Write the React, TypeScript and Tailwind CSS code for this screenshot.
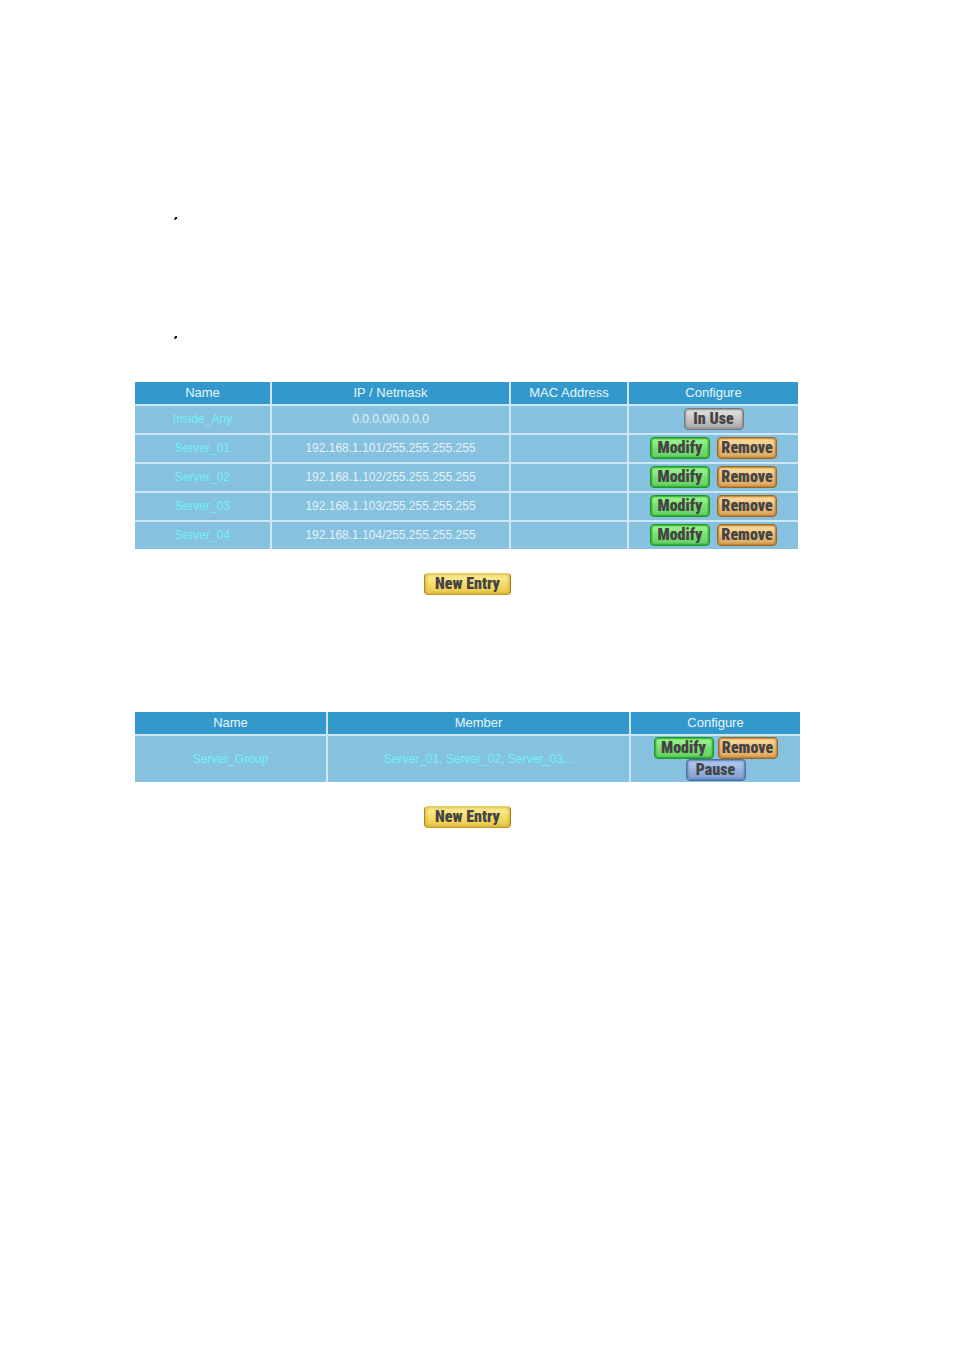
import type { ReactNode } from "react";

const tones = {
  gray: "border-[#77777b] bg-linear-to-b from-[#e6e6e6] via-[#c8c8c8] to-[#a6a6a6] shadow-[inset_0_0_2px_1px_#8c8c8c]",
  green: "border-[#1d9a22] bg-linear-to-b from-[#a4fb94] via-[#7ade72] to-[#66cf66] shadow-[inset_0_0_2px_1px_#25a52a]",
  orange: "border-[#a0651a] bg-linear-to-b from-[#ffe0a0] via-[#ecc080] to-[#d8a45c] shadow-[inset_0_0_2px_1px_#b87a2c]",
  blue: "border-[#4a6da6] bg-linear-to-b from-[#b4cdf0] via-[#98b4de] to-[#7b9acb] shadow-[inset_0_0_2px_1px_#587bb4]",
};

const servers = [
  { name: "Server_01", ip: "192.168.1.101/255.255.255.255" },
  { name: "Server_02", ip: "192.168.1.102/255.255.255.255" },
  { name: "Server_03", ip: "192.168.1.103/255.255.255.255" },
  { name: "Server_04", ip: "192.168.1.104/255.255.255.255" },
];

function ActionButton({ tone, children }: { tone: keyof typeof tones; children: ReactNode }) {
  return (
    <button
      type="button"
      className={`flex h-[22px] w-[60px] items-center justify-center rounded-[4px] border font-['Impact','Roboto_Condensed','Roboto',sans-serif] text-[16px] leading-none font-black whitespace-nowrap text-[#444444] ${tones[tone]}`}
    >
      {children}
    </button>
  );
}

function NewEntryButton() {
  return (
    <div className="mt-6 flex justify-center">
      <button
        type="button"
        className="flex h-[22px] w-[87px] items-center justify-center rounded-[4px] border border-t-[#e6cc5c] border-r-[#a87b14] border-b-[#c29a26] border-l-[#b58a1c] bg-linear-to-b from-[#fff3a0] via-[#f5dc68] to-[#ebca50] font-['Impact','Roboto_Condensed','Roboto',sans-serif] text-[16px] leading-none font-black whitespace-nowrap text-[#444444] shadow-[inset_0_0_4px_#c89a1c]"
      >
        New Entry
      </button>
    </div>
  );
}

function Th({ children, className = "" }: { children: ReactNode; className?: string }) {
  return (
    <th
      scope="col"
      className={`h-6 border-r-2 border-b-2 border-[#cfe6f4] bg-[#3399cc] p-0 text-[13px] leading-4 font-normal text-[#e8f6fc] last:border-r-0 ${className}`}
    >
      {children}
    </th>
  );
}

function Td({ children, className = "" }: { children?: ReactNode; className?: string }) {
  return (
    <td className={`border-r-2 border-[#cfe6f4] bg-[#86c2e0] px-0 text-[12px] leading-4 last:border-r-0 ${className}`}>
      {children}
    </td>
  );
}

function Bullet() {
  return (
    <li className="h-[119px]">
      <svg width="4" height="4" viewBox="0 0 4 4" aria-hidden="true">
        <path d="M1 0h2v2H1z" fill="#000" />
        <path d="M0 1h1v1H0zM0 2h2v1H0z" fill="#555" />
      </svg>
    </li>
  );
}

export default function App() {
  return (
    <main className="min-h-screen bg-white pt-[217px] pr-[154px] pb-16 pl-[135px] font-['Liberation_Sans',Arial,sans-serif]">
      <ul className="mb-[46px] h-[119px] pl-[39px]">
        <Bullet />
        <Bullet />
      </ul>

      <section aria-label="Server addresses">
        <div className="pr-0.5">
          <table className="w-full table-fixed border-separate border-spacing-0 text-center">
            <thead>
              <tr>
                <Th className="w-[137px]">Name</Th>
                <Th>IP / Netmask</Th>
                <Th className="w-[118px]">MAC Address</Th>
                <Th className="w-[169px]">Configure</Th>
              </tr>
            </thead>
            <tbody>
              <tr>
                <Td className="h-[29px] border-b-2 pb-0.5 text-[#70f0fa]">Inside_Any</Td>
                <Td className="border-b-2 pb-0.5 text-[#e4f1f7]">0.0.0.0/0.0.0.0</Td>
                <Td className="border-b-2" />
                <Td className="border-b-2 pb-0.5">
                  <div className="flex justify-center">
                    <ActionButton tone="gray">In Use</ActionButton>
                  </div>
                </Td>
              </tr>
              {servers.map((s, i) => {
                const line = i < servers.length - 1 ? "h-[29px] border-b-2 pb-0.5" : "h-[27px] pb-0.5";
                return (
                  <tr key={s.name}>
                    <Td className={`${line} text-[#70f0fa]`}>{s.name}</Td>
                    <Td className={`${line} text-[#e4f1f7]`}>{s.ip}</Td>
                    <Td className={line} />
                    <Td className={line}>
                      <div className="flex justify-center gap-[7px]">
                        <ActionButton tone="green">Modify</ActionButton>
                        <ActionButton tone="orange">Remove</ActionButton>
                      </div>
                    </Td>
                  </tr>
                );
              })}
            </tbody>
          </table>
        </div>
        <NewEntryButton />
      </section>

      <section aria-label="Server groups" className="mt-[117px]">
        <table className="w-full table-fixed border-separate border-spacing-0 text-center">
          <thead>
            <tr>
              <Th className="w-[193px]">Name</Th>
              <Th>Member</Th>
              <Th className="w-[169px]">Configure</Th>
            </tr>
          </thead>
          <tbody>
            <tr>
              <Td className="h-[46px] py-0 text-[#70f0fa]">Server_Group</Td>
              <Td className="py-0 text-[#70f0fa]">Server_01, Server_02, Server_03...</Td>
              <Td className="py-0">
                <div className="flex flex-wrap justify-center gap-x-1">
                  <ActionButton tone="green">Modify</ActionButton>
                  <ActionButton tone="orange">Remove</ActionButton>
                  <ActionButton tone="blue">Pause</ActionButton>
                </div>
              </Td>
            </tr>
          </tbody>
        </table>
        <NewEntryButton />
      </section>
    </main>
  );
}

■ ■ ■ ■ ■ ■ ■

Goal of the exercise :: All the lines above are to be given again exactly as they read, with the pictures removed.

Final answer ::
Write the React, TypeScript and Tailwind CSS code for this screenshot.
import type { ReactNode } from "react";

const tones = {
  gray: "border-[#77777b] bg-linear-to-b from-[#e6e6e6] via-[#c8c8c8] to-[#a6a6a6] shadow-[inset_0_0_2px_1px_#8c8c8c]",
  green: "border-[#1d9a22] bg-linear-to-b from-[#a4fb94] via-[#7ade72] to-[#66cf66] shadow-[inset_0_0_2px_1px_#25a52a]",
  orange: "border-[#a0651a] bg-linear-to-b from-[#ffe0a0] via-[#ecc080] to-[#d8a45c] shadow-[inset_0_0_2px_1px_#b87a2c]",
  blue: "border-[#4a6da6] bg-linear-to-b from-[#b4cdf0] via-[#98b4de] to-[#7b9acb] shadow-[inset_0_0_2px_1px_#587bb4]",
};

const servers = [
  { name: "Server_01", ip: "192.168.1.101/255.255.255.255" },
  { name: "Server_02", ip: "192.168.1.102/255.255.255.255" },
  { name: "Server_03", ip: "192.168.1.103/255.255.255.255" },
  { name: "Server_04", ip: "192.168.1.104/255.255.255.255" },
];

function ActionButton({ tone, children }: { tone: keyof typeof tones; children: ReactNode }) {
  return (
    <button
      type="button"
      className={`flex h-[22px] w-[60px] items-center justify-center rounded-[4px] border font-['Impact','Roboto_Condensed','Roboto',sans-serif] text-[16px] leading-none font-black whitespace-nowrap text-[#444444] ${tones[tone]}`}
    >
      {children}
    </button>
  );
}

function NewEntryButton() {
  return (
    <div className="mt-6 flex justify-center">
      <button
        type="button"
        className="flex h-[22px] w-[87px] items-center justify-center rounded-[4px] border border-t-[#e6cc5c] border-r-[#a87b14] border-b-[#c29a26] border-l-[#b58a1c] bg-linear-to-b from-[#fff3a0] via-[#f5dc68] to-[#ebca50] font-['Impact','Roboto_Condensed','Roboto',sans-serif] text-[16px] leading-none font-black whitespace-nowrap text-[#444444] shadow-[inset_0_0_4px_#c89a1c]"
      >
        New Entry
      </button>
    </div>
  );
}

function Th({ children, className = "" }: { children: ReactNode; className?: string }) {
  return (
    <th
      scope="col"
      className={`h-6 border-r-2 border-b-2 border-[#cfe6f4] bg-[#3399cc] p-0 text-[13px] leading-4 font-normal text-[#e8f6fc] last:border-r-0 ${className}`}
    >
      {children}
    </th>
  );
}

function Td({ children, className = "" }: { children?: ReactNode; className?: string }) {
  return (
    <td className={`border-r-2 border-[#cfe6f4] bg-[#86c2e0] px-0 text-[12px] leading-4 last:border-r-0 ${className}`}>
      {children}
    </td>
  );
}

function Bullet() {
  return (
    <li className="h-[119px]">
      <svg width="4" height="4" viewBox="0 0 4 4" aria-hidden="true">
        <path d="M1 0h2v2H1z" fill="#000" />
        <path d="M0 1h1v1H0zM0 2h2v1H0z" fill="#555" />
      </svg>
    </li>
  );
}

export default function App() {
  return (
    <main className="min-h-screen bg-white pt-[217px] pr-[154px] pb-16 pl-[135px] font-['Liberation_Sans',Arial,sans-serif]">
      <ul className="mb-[46px] h-[119px] pl-[39px]">
        <Bullet />
        <Bullet />
      </ul>

      <section aria-label="Server addresses">
        <div className="pr-0.5">
          <table className="w-full table-fixed border-separate border-spacing-0 text-center">
            <thead>
              <tr>
                <Th className="w-[137px]">Name</Th>
                <Th>IP / Netmask</Th>
                <Th className="w-[118px]">MAC Address</Th>
                <Th className="w-[169px]">Configure</Th>
              </tr>
            </thead>
            <tbody>
              <tr>
                <Td className="h-[29px] border-b-2 pb-0.5 text-[#70f0fa]">Inside_Any</Td>
                <Td className="border-b-2 pb-0.5 text-[#e4f1f7]">0.0.0.0/0.0.0.0</Td>
                <Td className="border-b-2" />
                <Td className="border-b-2 pb-0.5">
                  <div className="flex justify-center">
                    <ActionButton tone="gray">In Use</ActionButton>
                  </div>
                </Td>
              </tr>
              {servers.map((s, i) => {
                const line = i < servers.length - 1 ? "h-[29px] border-b-2 pb-0.5" : "h-[27px] pb-0.5";
                return (
                  <tr key={s.name}>
                    <Td className={`${line} text-[#70f0fa]`}>{s.name}</Td>
                    <Td className={`${line} text-[#e4f1f7]`}>{s.ip}</Td>
                    <Td className={line} />
                    <Td className={line}>
                      <div className="flex justify-center gap-[7px]">
                        <ActionButton tone="green">Modify</ActionButton>
                        <ActionButton tone="orange">Remove</ActionButton>
                      </div>
                    </Td>
                  </tr>
                );
              })}
            </tbody>
          </table>
        </div>
        <NewEntryButton />
      </section>

      <section aria-label="Server groups" className="mt-[117px]">
        <table className="w-full table-fixed border-separate border-spacing-0 text-center">
          <thead>
            <tr>
              <Th className="w-[193px]">Name</Th>
              <Th>Member</Th>
              <Th className="w-[169px]">Configure</Th>
            </tr>
          </thead>
          <tbody>
            <tr>
              <Td className="h-[46px] py-0 text-[#70f0fa]">Server_Group</Td>
              <Td className="py-0 text-[#70f0fa]">Server_01, Server_02, Server_03...</Td>
              <Td className="py-0">
                <div className="flex flex-wrap justify-center gap-x-1">
                  <ActionButton tone="green">Modify</ActionButton>
                  <ActionButton tone="orange">Remove</ActionButton>
                  <ActionButton tone="blue">Pause</ActionButton>
                </div>
              </Td>
            </tr>
          </tbody>
        </table>
        <NewEntryButton />
      </section>
    </main>
  );
}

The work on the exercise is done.